Bob Aaron email@example.com
August 5, 2006
Be careful buying nearly new home
Buyer exposed to risk of paying seller’s taxes
Insist on clause offering credit for unpaid amounts
Insist on clause offering credit for unpaid amounts
My client Rena was very excited about closing on her low-rise condominium townhouse in Toronto’s Liberty Village development last month, but she wasn’t prepared to get stuck with the seller’s $2,500 property tax bill.
The seller, Narissa, had moved into the unit in May 2005, and closed with the builder in October. She lived there for a year, and then sold it to my client in June of this year. Closing took place July 19.
The transaction was proceeding normally until I received a closing statement known as a statement of adjustments from the seller’s lawyer, Kenneth Tepper. On these statements it is customary to pro-rate payments for taxes and other items like common expenses as of the day of closing.
If there has been an overpayment, the buyer reimburses the seller. If there has been an underpayment, the buyer receives a credit.
On instructions from his client, Tepper prepared his statement of adjustments using a figure of only $250.30 for 2006 land taxes. Typically, Toronto condominiums worth more than $273,000 have tax bills well in excess of $2,000.
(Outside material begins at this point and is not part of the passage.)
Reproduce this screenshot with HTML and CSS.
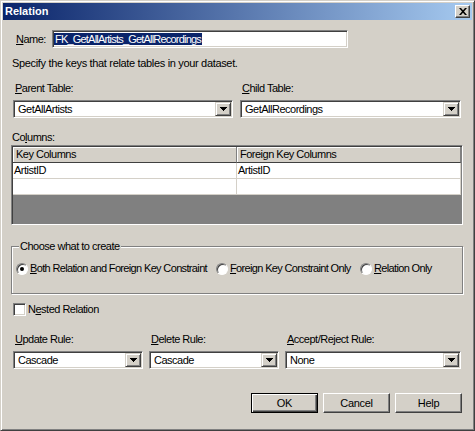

In this case, the $250 figure represents the vacant land component of the property tax without a building on it. No one knows what the 2005 and 2006 taxes are because it usually takes the Municipal Property Assessment Corporation (MPAC) a year or more to come up with an assessed value. In the meantime, nobody knows what the property taxes will be.
Once MPAC sets the assessed value, it is turned over to the City of Toronto, which will use it to issue a supplementary tax bill. That bill is based on the increase in assessed value after completion of the condominium unit.
If the property is sold and the original purchaser is long gone, or refuses to pay, the new owner could well get stuck with paying the supplementary bill for the period of time the first owner lived in the house or condominium.
In Toronto, there is no standard practice among real estate agents and lawyers on how to deal with the potential liability, and the printed forms used by agents do not address this issue.
Often, the parties and their lawyers adjust with each other based on an estimate of the supplementary bill, or one of the lawyers will hold back an amount sufficient to pay the supplementary bill when it comes out.
In our deal between Rena and Narissa, Tepper, the seller’s lawyer, took the position on his client’s instructions that the only tax to be adjusted between the parties was the $250. Since the supplementary bills for 2005 and 2006 hadn’t been issued, his client said she was under no obligation to pay or adjust for them.
I couldn’t fault Tepper for taking his client’s instructions. I’ve always found him a competent lawyer and a pleasure to deal with. I just didn’t agree with his client’s position which placed my client in jeopardy.
Narissa offered to provide the standard seller undertaking that she would pay her share of the supplementary bill when it was issued, but she would not set aside any money for this purpose at the time of closing.
This exposed Rena to the risk of having to sue for the money if Narissa was unable, or unwilling, to honour the bill when it came due.
Since the real estate agents involved in preparing the offer failed to consider the issue of a holdback for supplementary taxes, my client was left exposed to the possibility that Narissa wouldn’t pay her share of the bills when they came out.
I calculated that my client was exposed to about $2,500 in supplementary taxes for the period from late May, 2005 to mid-July, 2006. I based my calculation on the builder’s original sale price of $242,000.
Toronto’s 2006 taxes are based on the assessed value multiplied by a “mill rate” of slightly more than 0.83 per cent. In Rena’s case, the annual taxes would be about $2,250 for both 2005 and 2006, but the calculations are only my “guesstimate”.
In the end, Stewart Title provided coverage against the risk that Rena would get stuck with Narissa’s taxes. Another title insurer I approached would not cover the risk since they had paid so many unpaid property tax claims in exactly the same circumstances and frankly, I don’t blame them.
The lesson to be learned from Rena’s experience is this: If you’re buying a nearly new house or condominium and the seller or agent cannot produce a current tax bill, chances are the property has not been assessed.
In that case, the buyer should always insist on a clause in the offer stating that he or she will receive a credit on closing for the estimated unpaid taxes, or that one of the lawyers will hold sufficient funds in trust to pay the seller’s share of the supplementary bills when they come due.
The amount of the supplementary taxes can be calculated fairly accurately by taking the builder’s original selling price (without GST) and multiplying it by the municipal mill rate (Toronto’s 2006 mill rate is 0.8308587 per cent). The result is then pro-rated backward to the original possession date.
Buyers of recently constructed homes and condominiums who fail to protect themselves in their purchase agreements risk getting stuck with the seller’s tax bill or a title insurance claim.